I went cold and then hot, and then cold again in the space of a nano second!
"What band?" I asked rather timidly. "What band do you think?" said Dave a bit impatiently. "The Electric Light Orchestra, E.L.O."
I think I mumbled something like "That would be great" and "of course I’d love to", and the phone call was over, and my life had changed for ever...
Jeff Lynne, with the 7-piece lineup that supported Time (with Martin Smith replacing Kelly Groucutt on bass), played a small number of live The Electric Light Orchestra performances in 1986, including shows in England and Germany along with US appearances on American Bandstand, Solid Gold, then at Disneyland that summer. The Birmingham Heart Beat Charity Concert 1986 was a charity concert organized by Bev Bevan in The Electric Light Orchestra's hometown of Birmingham on 15 March 1986. A hint of Lynne's future was seen when George Harrison appeared onstage during the encore at Heartbeat, joining in the all-star jam of "Johnny B. Goode". The Electric Light Orchestra's last performance of the century occurred on 13 July 1986 in Stuttgart, Germany.
The Electric Light Orchestra essentially disbanded after that final show in Stuttgart in 1986, but there was no announcement made of it for the next two years, during which George Harrison's Lynne-produced album Cloud Nine and the pair's follow-up (with Roy Orbison, Bob Dylan and Tom Petty) Traveling Wilburys Vol. 1 were released. Bev Bevan approached Jeff Lynne to make another The Electric Light Orchestra album in 1988. Jeff Lynne was not interested and went on to announce that The Electric Light Orchestra was no more.
So what is Garage Studio?
Garage Studio is a professional Recording Studio catering for bands, solo artists, songwriters and composers.
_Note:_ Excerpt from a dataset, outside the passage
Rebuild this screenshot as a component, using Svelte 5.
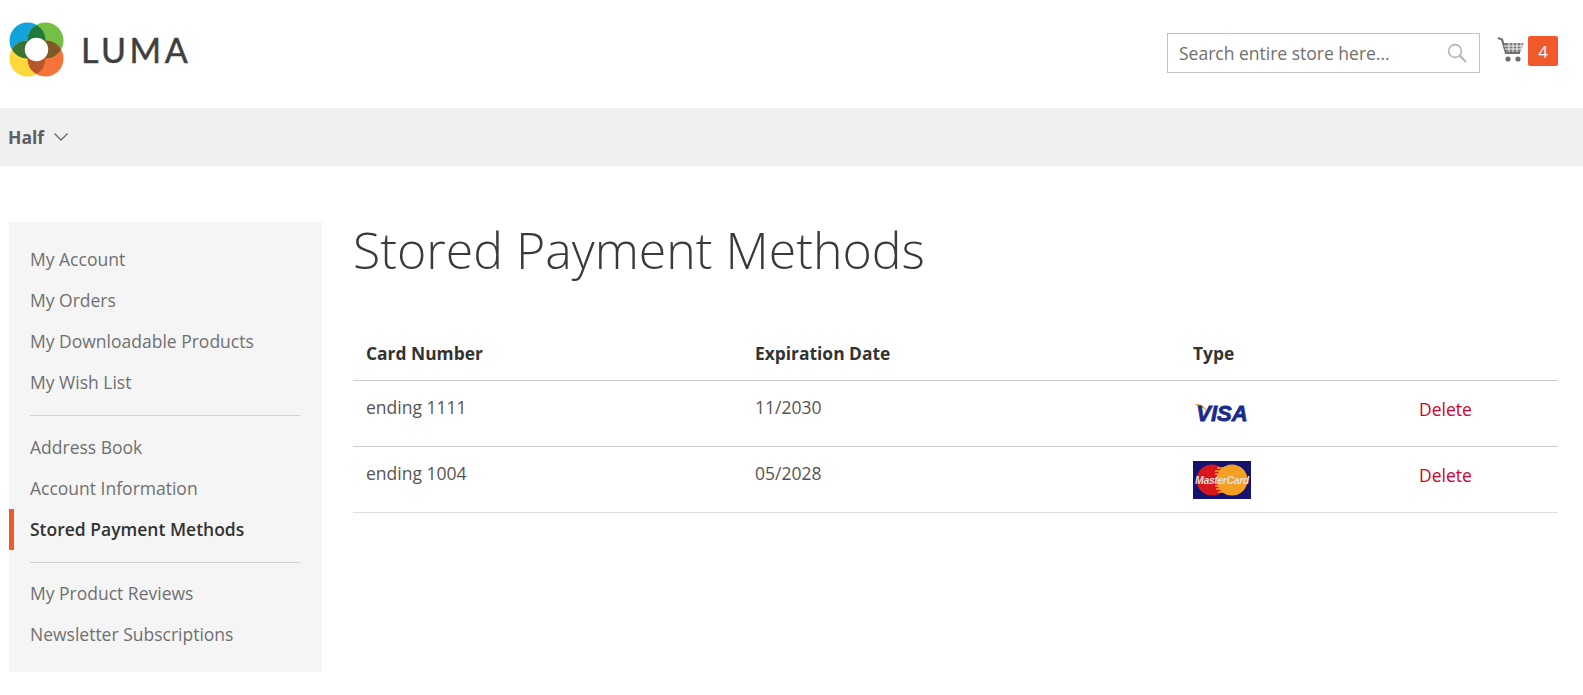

It is the home of Producer/Composer/Musician Martin Smith who has over thirty years experience working with bands, solo artists, songwriters and composers and supplying music for film and T.V.
The studio is a ‘state of the art’ Pro Tools facility and is competitively priced.
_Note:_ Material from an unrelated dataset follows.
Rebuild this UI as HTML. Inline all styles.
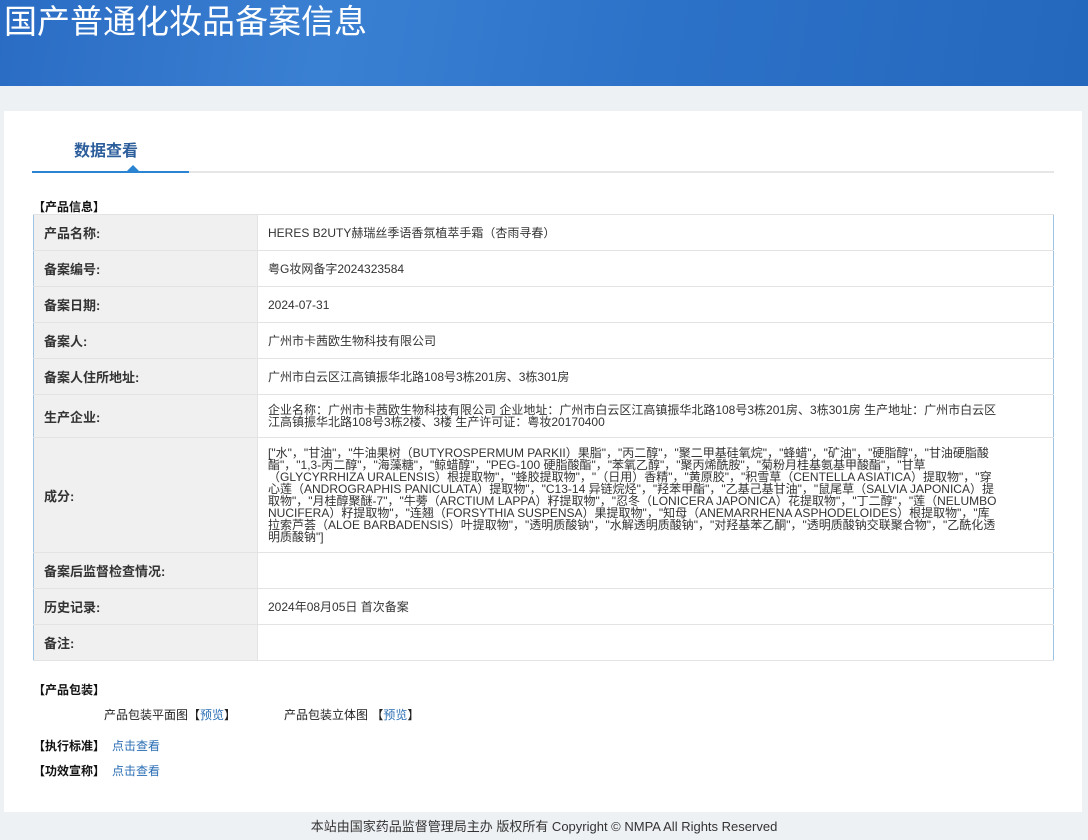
<!DOCTYPE html>
<html><head><meta charset="utf-8"><style>
*{margin:0;padding:0;box-sizing:border-box}
body{width:1088px;height:840px;background:#eef1f4;font-family:"Liberation Sans","Noto Sans CJK SC",sans-serif;color:#333;position:relative;overflow:hidden}
.hd{height:86px;background:linear-gradient(100deg,#2a6cc4 0%,#3a80d2 30%,#2c72c8 60%,#2468bd 100%);position:relative}
.hd h1{position:absolute;left:4px;top:2px;font-size:33px;font-weight:normal;color:#fff;line-height:40px}
.panel{position:absolute;left:4px;top:111px;width:1078px;height:701px;background:#fff}
.tab{position:absolute;left:28px;top:0;width:1022px;height:62px;border-bottom:2px solid #e6e6e6}
.tab span{position:absolute;left:42px;top:26px;font-size:16px;font-weight:bold;color:#2d5e9c}
.tab i{position:absolute;left:0;bottom:-2px;width:157px;height:2px;background:#2a84d2}
.tab b{position:absolute;left:95px;bottom:0;width:0;height:0;border-left:6px solid transparent;border-right:6px solid transparent;border-bottom:6px solid #2a84d2}
.sec{position:absolute;font-size:12px;font-weight:bold;color:#111}
table{position:absolute;left:29px;top:103px;width:1021px;border-collapse:collapse;border:1px solid #9fc3e3;font-size:12px}
td{border-top:1px solid #e3e3e3;border-bottom:1px solid #e3e3e3;padding:0 10px;vertical-align:middle}
td.l{width:224px;background:#f0f0f0;font-weight:bold;font-size:13px;color:#333;border-right:1px solid #e3e3e3}
td.v{color:#333;padding-right:52px;line-height:12px}
.lk{color:#2a6eb4}
.t{position:absolute;font-size:12px;color:#222}
.ft{position:absolute;top:816px;left:0;width:1088px;text-align:center;font-size:13px;color:#333}
</style></head><body>
<div class="hd"><h1>国产普通化妆品备案信息</h1></div>
<div class="panel">
<div class="tab"><span>数据查看</span><i></i><b></b></div>
<div class="sec" style="left:29px;top:87px">【产品信息】</div>
<table>
<tr style="height:36px"><td class="l">产品名称:</td><td class="v">HERES B2UTY赫瑞丝季语香氛植萃手霜（杏雨寻春）</td></tr>
<tr style="height:36px"><td class="l">备案编号:</td><td class="v">粤G妆网备字2024323584</td></tr>
<tr style="height:36px"><td class="l">备案日期:</td><td class="v">2024-07-31</td></tr>
<tr style="height:36px"><td class="l">备案人:</td><td class="v">广州市卡茜欧生物科技有限公司</td></tr>
<tr style="height:36px"><td class="l">备案人住所地址:</td><td class="v">广州市白云区江高镇振华北路108号3栋201房、3栋301房</td></tr>
<tr style="height:43px"><td class="l">生产企业:</td><td class="v">企业名称：广州市卡茜欧生物科技有限公司 企业地址：广州市白云区江高镇振华北路108号3栋201房、3栋301房 生产地址：广州市白云区江高镇振华北路108号3栋2楼、3楼 生产许可证：粤妆20170400</td></tr>
<tr style="height:115px"><td class="l">成分:</td><td class="v">["水"，"甘油"，"牛油果树（BUTYROSPERMUM PARKII）果脂"，"丙二醇"，"聚二甲基硅氧烷"，"蜂蜡"，"矿油"，"硬脂醇"，"甘油硬脂酸酯"，"1,3-丙二醇"，"海藻糖"，"鲸蜡醇"，"PEG-100 硬脂酸酯"，"苯氧乙醇"，"聚丙烯酰胺"，"菊粉月桂基氨基甲酸酯"，"甘草（GLYCYRRHIZA URALENSIS）根提取物"，"蜂胶提取物"，"（日用）香精"，"黄原胶"，"积雪草（CENTELLA ASIATICA）提取物"，"穿心莲（ANDROGRAPHIS PANICULATA）提取物"，"C13-14 异链烷烃"，"羟苯甲酯"，"乙基己基甘油"，"鼠尾草（SALVIA JAPONICA）提取物"，"月桂醇聚醚-7"，"牛蒡（ARCTIUM LAPPA）籽提取物"，"忍冬（LONICERA JAPONICA）花提取物"，"丁二醇"，"莲（NELUMBO NUCIFERA）籽提取物"，"连翘（FORSYTHIA SUSPENSA）果提取物"，"知母（ANEMARRHENA ASPHODELOIDES）根提取物"，"库拉索芦荟（ALOE BARBADENSIS）叶提取物"，"透明质酸钠"，"水解透明质酸钠"，"对羟基苯乙酮"，"透明质酸钠交联聚合物"，"乙酰化透明质酸钠"]</td></tr>
<tr style="height:36px"><td class="l">备案后监督检查情况:</td><td class="v"></td></tr>
<tr style="height:36px"><td class="l">历史记录:</td><td class="v">2024年08月05日 首次备案</td></tr>
<tr style="height:36px"><td class="l">备注:</td><td class="v"></td></tr>
</table>
<div class="sec" style="left:29px;top:570px">【产品包装】</div>
<div class="t" style="left:100px;top:595px">产品包装平面图【<span class="lk">预览</span>】</div>
<div class="t" style="left:280px;top:595px">产品包装立体图 【<span class="lk">预览</span>】</div>
<div class="sec" style="left:29px;top:626px">【执行标准】<span class="lk" style="font-weight:normal;margin-left:7px">点击查看</span></div>
<div class="sec" style="left:29px;top:651px">【功效宣称】<span class="lk" style="font-weight:normal;margin-left:7px">点击查看</span></div>
</div>
<div class="ft">本站由国家药品监督管理局主办 版权所有 Copyright © NMPA All Rights Reserved</div>
</body></html>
Martin started the studio in late 1987 after a term in the Electric Light Orchestra, following a career as a producer, musician and writer spanning the previous two decades.
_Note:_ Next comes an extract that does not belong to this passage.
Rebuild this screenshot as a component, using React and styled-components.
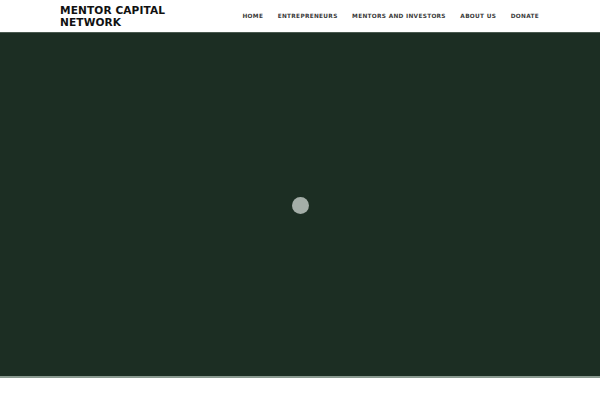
import styled, { createGlobalStyle } from 'styled-components';

const GlobalStyle = createGlobalStyle`
  html, body {
    margin: 0;
    padding: 0;
    background: #ffffff;
  }
  body {
    font-family: "DejaVu Sans", "Liberation Sans", sans-serif;
  }
`;

const NAV_ITEMS = ['Home', 'Entrepreneurs', 'Mentors and Investors', 'About Us', 'Donate'];

const App = () => {
  return (
    <>
      <GlobalStyle />
      <Header>
        <Logo>
          Mentor Capital
          <br />
          Network
        </Logo>
        <Nav>
          {NAV_ITEMS.map((item) => (
            <NavLink key={item} href="#">
              {item}
            </NavLink>
          ))}
        </Nav>
      </Header>
      <Hero>
        <Loader />
      </Hero>
    </>
  );
};

const Header = styled.header`
  height: 32px;
  display: flex;
  align-items: center;
  justify-content: space-between;
  padding: 0 61px 0 60px;
  background: #ffffff;
`;

const Logo = styled.div`
  font-size: 10.6px;
  line-height: 11.5px;
  font-weight: bold;
  text-transform: uppercase;
  letter-spacing: 0.1px;
  color: #111111;
  padding-top: 1px;
`;

const Nav = styled.nav`
  display: flex;
  gap: 14.5px;
`;

const NavLink = styled.a`
  font-size: 5.8px;
  font-weight: bold;
  text-transform: uppercase;
  letter-spacing: 0.3px;
  color: #3a3a3a;
  text-decoration: none;
`;

const Hero = styled.section`
  height: 346px;
  background: #1c2e23;
  border-top: 1px solid #4a5a50;
  border-bottom: 2px solid #8a9a90;
  box-sizing: border-box;
  display: flex;
  align-items: center;
  justify-content: center;
  padding-top: 2px;
`;

const Loader = styled.div`
  width: 17px;
  height: 17px;
  border-radius: 50%;
  background: #a4aea8;
`;

export default App;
Although this was still the early days of computer based recording, it became apparent to him that it was going to be the future.
Martin Smith kept himself busy during 1988 with buying the latest recording technology and learning how to use it. In 1990 he started recording his first solo album "Bitter Sun After Dark". It was recorded at the Garage Studios in Sussex and contained 12 instrumental tracks. The privately pressed CD also featured "Down (In G)", a Richard Tandy composition, on which Richard Tandy played the spanish guitar. Richard Tandy:"It's supposed to be a tribute to John Downing, who fell off a boat and drowned. That's why it was called "DOWN IN G". It's supposed to be a clever play on words." The album featured Richard on grand piano throughout. Martin Smith, Richard Tandy and Dominique Glynn were also in charge for the orchestration. After that Martin produced some tracks for Dave Morgan's private tape "All God's Blessings". When Tandy Morgan Smith released "The B.C. Collection" in 1992 with 17 unreleased tracks from 1985 to 1987, Martin was responsible for the post-production by compiling the various demos and adding a few overdubs.
Martin Smith had met up with Paul Harris and worked with him on a six-track mini-album entitled "Backwards With Clout" on which he not only produced, arranged and mixed all tracks, but also played guitar and bass, sang backing vocals and programmed the drum machine. After the recordings were finished, Paul and Martin founded The Paul Harris Band and recorded the promotional cassette album „The Great Divide“ which contained ten songs. All had been produced by Martin Smith, with six songs being also well co-composed by him. The Paul Harris Band took part in the "A Song For Europe '95" contest with their ballad "Spinning Away", but only finished as seventh, which wrecked plans to release "Spinning Away" as a single, despite being given a catalogue number and a handful of promos escaping.
Aside from his duties as bass player for the group, Martin has also been working with B.A. Robertson, and on an album by Misha Calvin, which was given a CD release in 1995 and for West End star Claire Moore.